Distribuer 2 post-it par personne :

  1. Sur le 1er post-it, posez une affirmation au sujet de la thématique qui contienne une seule idée en une seule phrase (par exemple pour moi le travail c'est la santé).
  2. Assurez-vous que cette affirmation soit lisible par quelqu'un d'autre que vous.
  3. Passez votre post-it à votre voisin de gauche.
  4. Assurez-vous que le post-it que vous avez sous les yeux a du sens pour vous. Si non interrogez la personne qui vous l'a transmis.
  5. Sur le second post-it, transformez l'affirmation que vous venez de recevoir en une question philosophique (universelle, abstraite et ouverte au sens de nécessitant une argumentation).
  6. Assurez-vous que la question puisse être lue indépendamment de l'affirmation.
  7. Une fois la question écrite, associez l'affirmation et la question et venez les coller au mur.

2) Deuxième temps

  1. Une personne se lève et choisit un couple de post-it auquel elle n'a pas participé.
  2. Cette personne lit la question et l'affirmation et vérifie que ce couple correspond à la consigne.
  3. Elle justifie son choix.
  4. L'animateur fait intervenir éventuellement les auteurs -pour donner leur avis - faire un commentaire ou clarifier le propos figurant sur les post-it.
  5. La personne propose une réponse à la question.

3) Troisième temps

  1. Les autres participants interviennent et la discussion s'ouvre.
  2. Le participant ayant choisi le couple de post-it devient distributeur de parole.

Exemple de questions-types pour l'animateur :

  • Est-ce bien cela que tu as voulu dire lorsque sur ton post-it tu as affirmé que ... ?
  • Cette question est-elle bien en lien avec l'affirmation ?
  • As-tu identifié des présupposés dans l'affirmation.
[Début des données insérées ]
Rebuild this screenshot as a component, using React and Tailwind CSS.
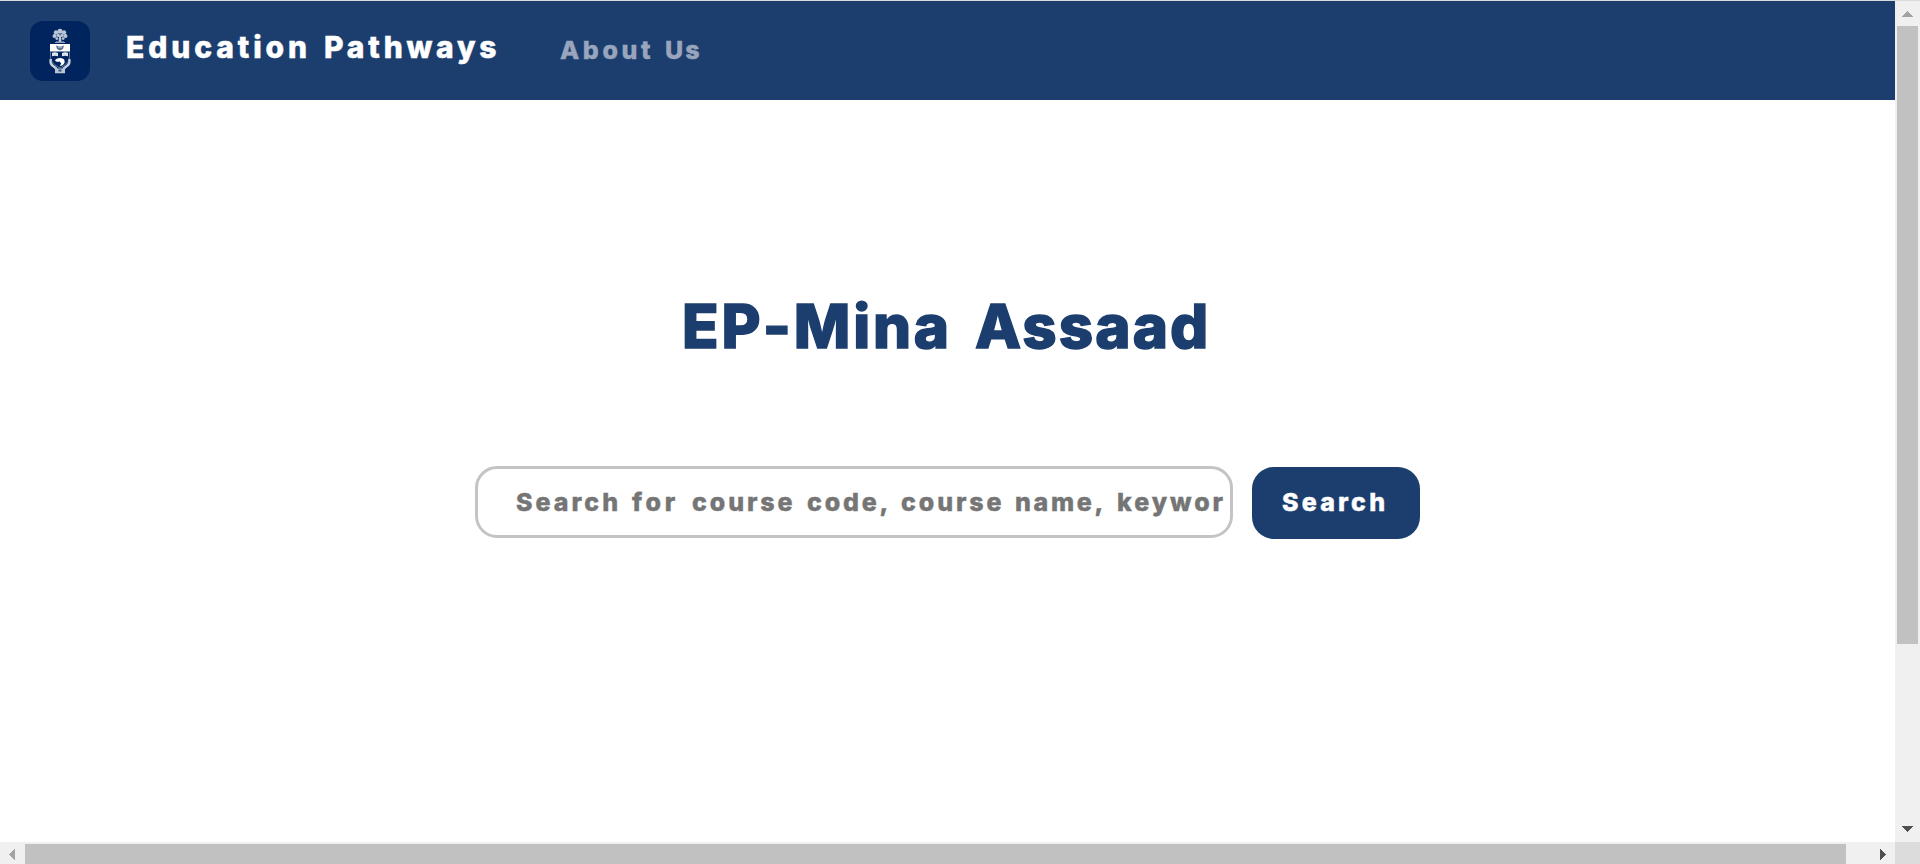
const titleWords = [
  { text: "Education", cls: "w-[198px] tracking-[3.9px]" },
  { text: "Pathways", cls: "w-[180px] tracking-[3.8px]" },
];

const hintWords = [
  { text: "Search", cls: "w-[116px] tracking-[3px]" },
  { text: "for", cls: "w-[60px] tracking-[3.8px]" },
  { text: "course", cls: "w-[115px] tracking-[2.9px]" },
  { text: "code,", cls: "w-[94px] tracking-[2.8px]" },
  { text: "course", cls: "w-[114px] tracking-[2.9px]" },
  { text: "name,", cls: "w-[102px] tracking-[2.7px]" },
  { text: "keywor", cls: "w-[108px] tracking-[2.9px]" },
];

function Crest() {
  return (
    <svg viewBox="0 0 60 60" className="h-[60px] w-[60px] shrink-0" aria-hidden="true">
      <rect width="60" height="60" rx="13" fill="#00245d" />
      <g fill="#b9c6d8">
        <circle cx="30" cy="10.2" r="2.5" />
        <circle cx="26" cy="11.4" r="2.2" />
        <circle cx="34" cy="11.4" r="2.2" />
        <circle cx="24.6" cy="15" r="2.1" />
        <circle cx="35.4" cy="15" r="2.1" />
        <circle cx="28.3" cy="14.4" r="1.7" />
        <circle cx="31.9" cy="14.4" r="1.7" />
        <circle cx="26.8" cy="17.6" r="1.4" />
        <circle cx="33.2" cy="17.6" r="1.4" />
        <path d="M29 15h2l.5 6h-3z" />
      </g>
      <path d="M25 21.5h10M27 20v2M33 20v2" stroke="#8fa3bf" strokeWidth="1.2" />
      <path d="M20 23h20v7.5H20z" fill="#fff" />
      <path d="M26 24.5c2 1 6 1 8 0l-1 3.5-3 1.6-3-1.6z" fill="#5c7397" />
      <path d="M28 26h4" stroke="#dce4ee" strokeWidth="1" />
      <path d="M22 31.8c2-.8 4-.8 6 .2v3.2c-2-.7-4-.7-6 0zM32 32c2-1 4-1 6-.2v3.4c-2-.7-4-.7-6 0z" fill="#dce4ee" />
      <path d="M20.500 31v4c0 6 4 9 9.500 12 5.500-3 9.500-6 9.500-12v-4" fill="none" stroke="#7089ac" strokeWidth=".8" />
      <path d="M25 39.500c1-2.800 6-3.400 8.500-1.500 2.200 2 1 5.500-1.500 6.500l-2.300.5 1.500-2.400-1.500-2.200c-1.500.8-3.900.4-4.700-.9z" fill="#fff" />
      <path d="M20.800 38c-1 3.500.5 6 3 7.500l3 2.500M39.200 38c1 3.500-.5 6-3 7.500L33.200 48" fill="none" stroke="#c8d3e1" strokeWidth="2.400" />
      <path d="M25 46l2.500 1.500h5L35 46v6.200H25z" fill="#b9c6d8" />
      <path d="M28.500 48.500h3v2h-3z" fill="#31507c" />
    </svg>
  );
}

function Navbar() {
  return (
    <nav className="flex h-[99px] shrink-0 items-start bg-[#1c3e6e] pl-[30px]">
      <div className="pt-5">
        <Crest />
      </div>
      <div className="ml-[36px] mt-[28px] flex text-[30px] leading-9 text-white [-webkit-text-stroke:0.5px_white]">
        {titleWords.map((w) => (
          <span key={w.text} className={w.cls}>{w.text}</span>
        ))}
      </div>
      <div className="ml-[56px] mt-[34px] flex text-[25px] leading-[30px] text-[#98a5bd] [-webkit-text-stroke:0.4px_#98a5bd]">
        <span className="w-[105px] tracking-[3.6px]">About</span>
        <span className="tracking-[2px]">Us</span>
      </div>
    </nav>
  );
}

function SearchBar() {
  return (
    <div className="mt-[103px] flex items-start pl-[475px] text-[25px] leading-[30px]">
      <div className="flex h-[72px] w-[758px] items-center overflow-hidden whitespace-nowrap rounded-[22px] border-3 border-[#c4c4c4] pl-[38px] text-[#757575] [-webkit-text-stroke:0.4px_#757575]">
        {hintWords.map((w, i) => (
          <span key={i} className={`shrink-0 ${w.cls}`}>{w.text}</span>
        ))}
      </div>
      <button className="ml-[19px] mt-px h-[72px] w-[168px] rounded-[22px] bg-[#1c3e6e] pb-[2px] pl-[30px] text-left tracking-[3.2px] text-white [-webkit-text-stroke:0.4px_white]">
        Search
      </button>
    </div>
  );
}

function VerticalScrollbar() {
  return (
    <div className="flex w-[25px] shrink-0 flex-col items-center bg-[#f0f0f0]">
      <svg viewBox="0 0 25 25" className="h-[25px] w-[25px] shrink-0" shapeRendering="crispEdges">
        <path d="M12.500 10L18 16H7z" fill="#a3a3a3" />
      </svg>
      <div className="h-[618px] w-[21px] bg-[#c1c1c1]" />
      <svg viewBox="0 0 25 25" className="mt-auto h-[25px] w-[25px] shrink-0" shapeRendering="crispEdges">
        <path d="M7 9h11l-5.500 6z" fill="#505050" />
      </svg>
    </div>
  );
}

function HorizontalScrollbar() {
  return (
    <div className="flex h-[22px] shrink-0 bg-[#f0f0f0]">
      <svg viewBox="0 0 25 22" className="h-[22px] w-[25px] shrink-0" shapeRendering="crispEdges">
        <path d="M15 7v11L9 12.500z" fill="#a3a3a3" />
      </svg>
      <div className="mt-[2px] h-5 w-[1821px] bg-[#c1c1c1]" />
      <svg viewBox="0 0 25 22" className="ml-6 h-[22px] w-[25px] shrink-0" shapeRendering="crispEdges">
        <path d="M10 7v11l6-5.500z" fill="#505050" />
      </svg>
      <div className="ml-auto h-[22px] w-[25px] bg-[#dcdcdc]" />
    </div>
  );
}

export default function App() {
  return (
    <div className="flex h-[864px] w-[1920px] flex-col overflow-hidden border-t border-[#d9dbdd] bg-white font-['Inter',sans-serif] font-extrabold">
      <div className="flex h-[841px] shrink-0">
        <main className="flex w-[1895px] flex-col">
          <Navbar />
          <h1 className="mt-[189px] flex pl-[682px] text-[60px] leading-[74px] text-[#1c3e6e] [-webkit-text-stroke:1.4px_#1c3e6e]">
            <span className="w-[293px] tracking-[2.8px]">EP-Mina</span>
            <span className="tracking-[2.1px]">Assaad</span>
          </h1>
          <SearchBar />
        </main>
        <VerticalScrollbar />
      </div>
      <HorizontalScrollbar />
    </div>
  );
}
Lesquels ?
  • Lorsque tu affirmes que ... est-ce la même chose que lorsqu'untel répond à la question en disant que... ?
  • Quelle est votre opinion par rapport à cette prise de position ?
  • Qui suit l'engagement pris par ... lorsqu'il affirme que ? ...

Une fois que cette discussion est terminée, un autre participant choisit un nouveau couple de post-it qui peut permettre d'aller plus loin.